-- Begin --

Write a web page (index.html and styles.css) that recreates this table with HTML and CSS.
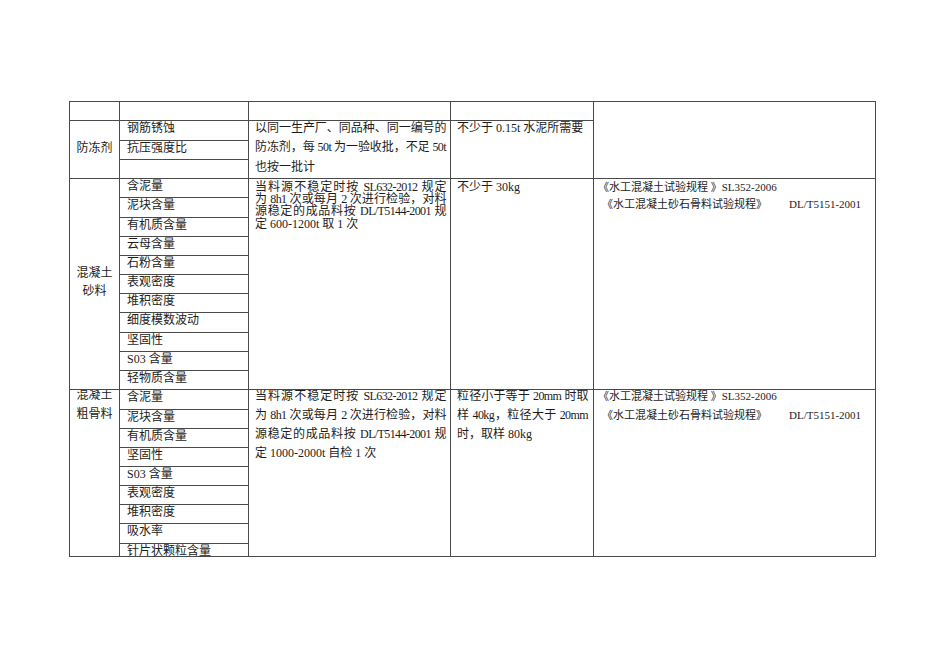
FILE: index.html
```html
<!DOCTYPE html>
<html lang="zh-CN">
<head>
<meta charset="utf-8">
<title>检验批次表</title>
<link rel="stylesheet" href="styles.css">
</head>
<body>
<div class="page">
<table class="spec">
<colgroup><col class="w1"><col class="w2"><col class="w3"><col class="w4"><col class="w5"></colgroup>
<tbody>
<tr class="r19"><td></td><td></td><td></td><td></td><td rowspan="4"></td></tr>

<tr class="r20">
  <td class="name mid" rowspan="3"><div class="nm">防冻剂</div></td>
  <td class="sub"><div class="s">钢筋锈蚀</div></td>
  <td class="txt" rowspan="3"><div class="blk loose"><span class="jl">以同一生产厂、同品种、同一编号的</span><span class="jl">防冻剂，每 50t 为一验收批，不足 50t</span><span class="ll">也按一批计</span></div></td>
  <td class="txt t4" rowspan="3"><div class="blk loose"><span class="ll">不少于 0.15t 水泥所需要</span></div></td>
</tr>
<tr class="r19"><td class="sub"><div class="s">抗压强度比</div></td></tr>
<tr class="r19"><td class="sub"><div class="s"></div></td></tr>

<tr class="r19">
  <td class="name mid" rowspan="11"><div class="nm2">混凝土<br>砂料</div></td>
  <td class="sub"><div class="s">含泥量</div></td>
  <td class="txt" rowspan="11"><div class="blk tight"><span class="jl">当料源不稳定时按 SL632-2012 规定</span><span class="jl">为 8h1 次或每月 2 次进行检验，对料</span><span class="jl">源稳定的成品料按 DL/T5144-2001 规</span><span class="ll">定 600-1200t 取 1 次</span></div></td>
  <td class="txt t4" rowspan="11"><div class="blk mid17"><span class="ll">不少于 30kg</span></div></td>
  <td class="txt t5" rowspan="11"><div class="blk ref17"><span class="ll">《水工混凝土试验规程 》SL352-2006</span><span class="ll ind">《水工混凝土砂石骨料试验规程》<span class="gap"></span>DL/T5151-2001</span></div></td>
</tr>
<tr class="r20"><td class="sub"><div class="s">泥块含量</div></td></tr>
<tr class="r19"><td class="sub"><div class="s">有机质含量</div></td></tr>
<tr class="r19"><td class="sub"><div class="s">云母含量</div></td></tr>
<tr class="r19"><td class="sub"><div class="s">石粉含量</div></td></tr>
<tr class="r19"><td class="sub"><div class="s">表观密度</div></td></tr>
<tr class="r19"><td class="sub"><div class="s">堆积密度</div></td></tr>
<tr class="r20"><td class="sub"><div class="s">细度模数波动</div></td></tr>
<tr class="r19"><td class="sub"><div class="s">坚固性</div></td></tr>
<tr class="r19"><td class="sub"><div class="s">S03 含量</div></td></tr>
<tr class="r19"><td class="sub"><div class="s">轻物质含量</div></td></tr>

<tr class="r20">
  <td class="name" rowspan="9"><div class="nm3">混凝土<br>粗骨料</div></td>
  <td class="sub"><div class="s">含泥量</div></td>
  <td class="txt" rowspan="9"><div class="blk loose3"><span class="jl">当料源不稳定时按 SL632-2012 规定</span><span class="jl">为 8h1 次或每月 2 次进行检验，对料</span><span class="jl">源稳定的成品料按 DL/T5144-2001 规</span><span class="ll">定 1000-2000t 自检 1 次</span></div></td>
  <td class="txt t4" rowspan="9"><div class="blk loose3"><span class="jl">粒径小于等于 20mm 时取</span><span class="jl">样 40kg，粒径大于 20mm</span><span class="ll">时，取样 80kg</span></div></td>
  <td class="txt t5" rowspan="9"><div class="blk ref19"><span class="ll">《水工混凝土试验规程 》SL352-2006</span><span class="ll ind">《水工混凝土砂石骨料试验规程》<span class="gap"></span>DL/T5151-2001</span></div></td>
</tr>
<tr class="r19"><td class="sub"><div class="s">泥块含量</div></td></tr>
<tr class="r19"><td class="sub"><div class="s">有机质含量</div></td></tr>
<tr class="r19"><td class="sub"><div class="s">坚固性</div></td></tr>
<tr class="r19"><td class="sub"><div class="s">S03 含量</div></td></tr>
<tr class="r19"><td class="sub"><div class="s">表观密度</div></td></tr>
<tr class="r19"><td class="sub"><div class="s">堆积密度</div></td></tr>
<tr class="r20"><td class="sub"><div class="s">吸水率</div></td></tr>
<tr class="r12"><td class="sub"><div class="s clip">针片状颗粒含量</div></td></tr>
</tbody>
</table>
</div>
</body>
</html>
```

FILE: styles.css
```css
html, body {
  margin: 0;
  padding: 0;
  background: #ffffff;
}

body {
  color: #1c1c1c;
  font-family: "Liberation Serif", "Noto Sans CJK SC", serif;
  font-size: 12px;
}

.page {
  padding: 101px 0 0 69px;
}

.spec {
  border-collapse: collapse;
  table-layout: fixed;
  width: 806px;
}

.w1 { width: 50px; }
.w2 { width: 129px; }
.w3 { width: 202px; }
.w4 { width: 143px; }
.w5 { width: 282px; }

.spec td {
  border: 1px solid #4a4a4a;
  padding: 0;
  vertical-align: top;
  overflow: hidden;
}

.r12 { height: 12px; }
.r19 { height: 19px; }
.r20 { height: 20px; }

/* first column: material name */
.spec td.name {
  text-align: center;
}
.spec td.name.mid {
  vertical-align: middle;
}
.nm {
  line-height: 17px;
  margin-top: -3px;
}
.nm2 {
  line-height: 17.5px;
  margin-top: -3px;
}
.nm3 {
  line-height: 19px;
  margin-top: -4px;
}

/* second column: test items */
.spec td.sub {
  padding-left: 7px;
}
.s {
  line-height: 15px;
  white-space: nowrap;
}
.s.clip {
  height: 12px;
  overflow: hidden;
}

/* text columns */
.spec td.txt {
  padding: 0 4px 0 6px;
}
.blk {
  display: flex;
  flex-direction: column;
}
.jl {
  display: block;
  text-align: justify;
  text-align-last: justify;
  letter-spacing: -0.6px;
  white-space: normal;
}
.ll {
  display: block;
  white-space: nowrap;
}
.loose {
  line-height: 19.3px;
  margin-top: -2px;
}
.loose3 {
  line-height: 19px;
  margin-top: -3px;
}
.tight {
  line-height: 12.2px;
  margin-top: 2px;
}
.mid17 {
  line-height: 17px;
}

.spec td.t4 {
  padding: 0 5px 0 6px;
}

.spec td.t5 {
  padding: 0 4px 0 4px;
  font-size: 11px;
}
.ref17 {
  line-height: 17px;
}
.ref19 {
  line-height: 19px;
  margin-top: -3px;
}
.ind {
  padding-left: 4px;
}
.gap {
  display: inline-block;
  width: 22px;
}
```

-- End --

Work required: Please write out all the data again word for word, but not the pictures.

Reply to the task:
Write a web page (index.html and styles.css) that recreates this table with HTML and CSS.
FILE: index.html
```html
<!DOCTYPE html>
<html lang="zh-CN">
<head>
<meta charset="utf-8">
<title>检验批次表</title>
<link rel="stylesheet" href="styles.css">
</head>
<body>
<div class="page">
<table class="spec">
<colgroup><col class="w1"><col class="w2"><col class="w3"><col class="w4"><col class="w5"></colgroup>
<tbody>
<tr class="r19"><td></td><td></td><td></td><td></td><td rowspan="4"></td></tr>

<tr class="r20">
  <td class="name mid" rowspan="3"><div class="nm">防冻剂</div></td>
  <td class="sub"><div class="s">钢筋锈蚀</div></td>
  <td class="txt" rowspan="3"><div class="blk loose"><span class="jl">以同一生产厂、同品种、同一编号的</span><span class="jl">防冻剂，每 50t 为一验收批，不足 50t</span><span class="ll">也按一批计</span></div></td>
  <td class="txt t4" rowspan="3"><div class="blk loose"><span class="ll">不少于 0.15t 水泥所需要</span></div></td>
</tr>
<tr class="r19"><td class="sub"><div class="s">抗压强度比</div></td></tr>
<tr class="r19"><td class="sub"><div class="s"></div></td></tr>

<tr class="r19">
  <td class="name mid" rowspan="11"><div class="nm2">混凝土<br>砂料</div></td>
  <td class="sub"><div class="s">含泥量</div></td>
  <td class="txt" rowspan="11"><div class="blk tight"><span class="jl">当料源不稳定时按 SL632-2012 规定</span><span class="jl">为 8h1 次或每月 2 次进行检验，对料</span><span class="jl">源稳定的成品料按 DL/T5144-2001 规</span><span class="ll">定 600-1200t 取 1 次</span></div></td>
  <td class="txt t4" rowspan="11"><div class="blk mid17"><span class="ll">不少于 30kg</span></div></td>
  <td class="txt t5" rowspan="11"><div class="blk ref17"><span class="ll">《水工混凝土试验规程 》SL352-2006</span><span class="ll ind">《水工混凝土砂石骨料试验规程》<span class="gap"></span>DL/T5151-2001</span></div></td>
</tr>
<tr class="r20"><td class="sub"><div class="s">泥块含量</div></td></tr>
<tr class="r19"><td class="sub"><div class="s">有机质含量</div></td></tr>
<tr class="r19"><td class="sub"><div class="s">云母含量</div></td></tr>
<tr class="r19"><td class="sub"><div class="s">石粉含量</div></td></tr>
<tr class="r19"><td class="sub"><div class="s">表观密度</div></td></tr>
<tr class="r19"><td class="sub"><div class="s">堆积密度</div></td></tr>
<tr class="r20"><td class="sub"><div class="s">细度模数波动</div></td></tr>
<tr class="r19"><td class="sub"><div class="s">坚固性</div></td></tr>
<tr class="r19"><td class="sub"><div class="s">S03 含量</div></td></tr>
<tr class="r19"><td class="sub"><div class="s">轻物质含量</div></td></tr>

<tr class="r20">
  <td class="name" rowspan="9"><div class="nm3">混凝土<br>粗骨料</div></td>
  <td class="sub"><div class="s">含泥量</div></td>
  <td class="txt" rowspan="9"><div class="blk loose3"><span class="jl">当料源不稳定时按 SL632-2012 规定</span><span class="jl">为 8h1 次或每月 2 次进行检验，对料</span><span class="jl">源稳定的成品料按 DL/T5144-2001 规</span><span class="ll">定 1000-2000t 自检 1 次</span></div></td>
  <td class="txt t4" rowspan="9"><div class="blk loose3"><span class="jl">粒径小于等于 20mm 时取</span><span class="jl">样 40kg，粒径大于 20mm</span><span class="ll">时，取样 80kg</span></div></td>
  <td class="txt t5" rowspan="9"><div class="blk ref19"><span class="ll">《水工混凝土试验规程 》SL352-2006</span><span class="ll ind">《水工混凝土砂石骨料试验规程》<span class="gap"></span>DL/T5151-2001</span></div></td>
</tr>
<tr class="r19"><td class="sub"><div class="s">泥块含量</div></td></tr>
<tr class="r19"><td class="sub"><div class="s">有机质含量</div></td></tr>
<tr class="r19"><td class="sub"><div class="s">坚固性</div></td></tr>
<tr class="r19"><td class="sub"><div class="s">S03 含量</div></td></tr>
<tr class="r19"><td class="sub"><div class="s">表观密度</div></td></tr>
<tr class="r19"><td class="sub"><div class="s">堆积密度</div></td></tr>
<tr class="r20"><td class="sub"><div class="s">吸水率</div></td></tr>
<tr class="r12"><td class="sub"><div class="s clip">针片状颗粒含量</div></td></tr>
</tbody>
</table>
</div>
</body>
</html>
```

FILE: styles.css
```css
html, body {
  margin: 0;
  padding: 0;
  background: #ffffff;
}

body {
  color: #1c1c1c;
  font-family: "Liberation Serif", "Noto Sans CJK SC", serif;
  font-size: 12px;
}

.page {
  padding: 101px 0 0 69px;
}

.spec {
  border-collapse: collapse;
  table-layout: fixed;
  width: 806px;
}

.w1 { width: 50px; }
.w2 { width: 129px; }
.w3 { width: 202px; }
.w4 { width: 143px; }
.w5 { width: 282px; }

.spec td {
  border: 1px solid #4a4a4a;
  padding: 0;
  vertical-align: top;
  overflow: hidden;
}

.r12 { height: 12px; }
.r19 { height: 19px; }
.r20 { height: 20px; }

/* first column: material name */
.spec td.name {
  text-align: center;
}
.spec td.name.mid {
  vertical-align: middle;
}
.nm {
  line-height: 17px;
  margin-top: -3px;
}
.nm2 {
  line-height: 17.5px;
  margin-top: -3px;
}
.nm3 {
  line-height: 19px;
  margin-top: -4px;
}

/* second column: test items */
.spec td.sub {
  padding-left: 7px;
}
.s {
  line-height: 15px;
  white-space: nowrap;
}
.s.clip {
  height: 12px;
  overflow: hidden;
}

/* text columns */
.spec td.txt {
  padding: 0 4px 0 6px;
}
.blk {
  display: flex;
  flex-direction: column;
}
.jl {
  display: block;
  text-align: justify;
  text-align-last: justify;
  letter-spacing: -0.6px;
  white-space: normal;
}
.ll {
  display: block;
  white-space: nowrap;
}
.loose {
  line-height: 19.3px;
  margin-top: -2px;
}
.loose3 {
  line-height: 19px;
  margin-top: -3px;
}
.tight {
  line-height: 12.2px;
  margin-top: 2px;
}
.mid17 {
  line-height: 17px;
}

.spec td.t4 {
  padding: 0 5px 0 6px;
}

.spec td.t5 {
  padding: 0 4px 0 4px;
  font-size: 11px;
}
.ref17 {
  line-height: 17px;
}
.ref19 {
  line-height: 19px;
  margin-top: -3px;
}
.ind {
  padding-left: 4px;
}
.gap {
  display: inline-block;
  width: 22px;
}
```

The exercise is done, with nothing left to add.